I talked at length with Dallas Stars General Manager Jim Nill about a wide variety of topics this morning. Click through if you're interested in his thoughts about building a winner, being able to complement scouting/data, and where he sees hockey analytics heading in the future. I think this quote is particularly interesting though, especially in light of Elliotte Friedman's piece earlier this week in which it was suggested that Ales Hemsky and Jason Spezza may play on different lines to start the year:

“The roster assembly is really going to be something we find out in training camp. Right now, we’ve been playing a little bit of fantasy hockey before the hockey actually starts. We’re trying to figure out where everyone fits — the right ice time and stuff. The thing about Hemsky is that we had him targeted before we picked up Spezza. We wanted someone to complement the first line. We had some players that played with Hemsky previously — during our exit interviews, those players thought he would be a great fit with the team. Great passer, high-end skills. Seguin and Benn are really known as shooters — their niche is great shots. Hemsky’s a guy we targeted anyways. We’re going to come to camp now and Lindy and his staff are going to put it together.”


It's an interesting process of thought by Nill and presumably the coaching staff, one that attempts to pair players together who can effectively complement one another. There's another thing in there, though he didn't expand on the point much. Is moving Hemsky to the top-line a way to strengthen the toughs, or is moving Nichushkin down to a second-line with Spezza a way to strengthen the depth?

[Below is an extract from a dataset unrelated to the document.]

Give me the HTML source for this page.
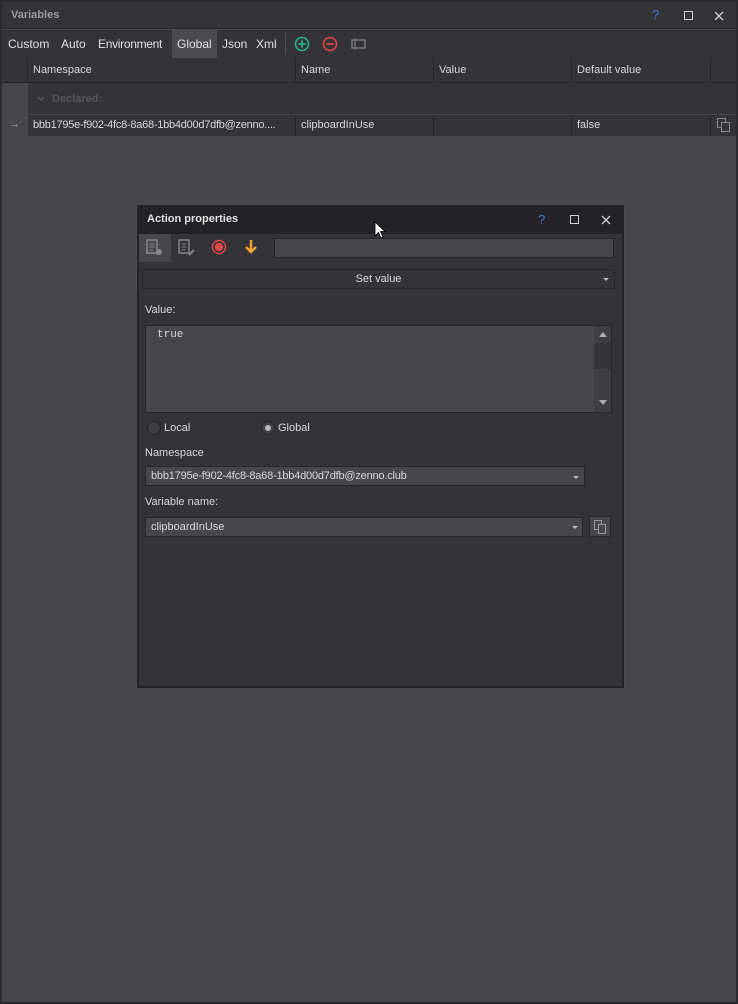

This is a question Paul MacLean's going to have to tackle this year in Ottawa, too. Even in a poor season last year, the team's top line of Kyle Turris, Clarke MacArthur, and Bobby Ryan was exceptional. MacLean could very easily assemble that line again, play them with Erik Karlsson and whoever on the back-end, and watch the five-man group roll to 54% of the Corsi and goals at even-strength.

Ottawa is teeming with talent, and yet, there's a lot of young talent in that mix. It's hard to say which guys are going to rise and which guys are going to fall. And, Paul MacLean may be intrigued at splitting up the above line in order to create something of a balance in his top-six (or top-nine). After all, if young Mika Zibanejad is going to get second-line minutes -- he certainly deserves the role at this point -- you're going to want to surround him with talent. Are the likes of Milan Michalek, Alex Chiasson, Mike Hoffman, Mike Stone, et al. going to supplement Zibanejad enough here? It's possible. But the burden would be eased if the likes of, say, Bobby Ryan was moved onto the second-line, promoting a guy like Mark Stone to the top-line in the process.

This is a question that a lot of teams outside of Dallas and Ottawa have to answer, too. It's about finding the right blend, the right chemistry, the right balance. Sometimes an elite line has to be broken up to form two good lines, and sometimes two good lines have to be merged to create one elite line.

At any rate, it's going to be a knife-fight for ice-time this season. There are a lot of young guys looking for minutes, and a string of a few bad games might be enough for a guy to experience a demotion. You sense that guys Mika Zibanejad and Mark Stone have an inside edge, and that wild cards like Mike Hoffman and Alex Chiasson could really push upward for next season.

The team may or may not be good. But it's going to be fun watching these guys crawl over one another for bigger roles. And that's only a good thing.

Since you made it this far, here's one other thing Nill added about the Spezza trade, which wasn't in the above piece:

Bryan Murray and their staff did a real good job. People are going to be very surprised by some of the players they got.”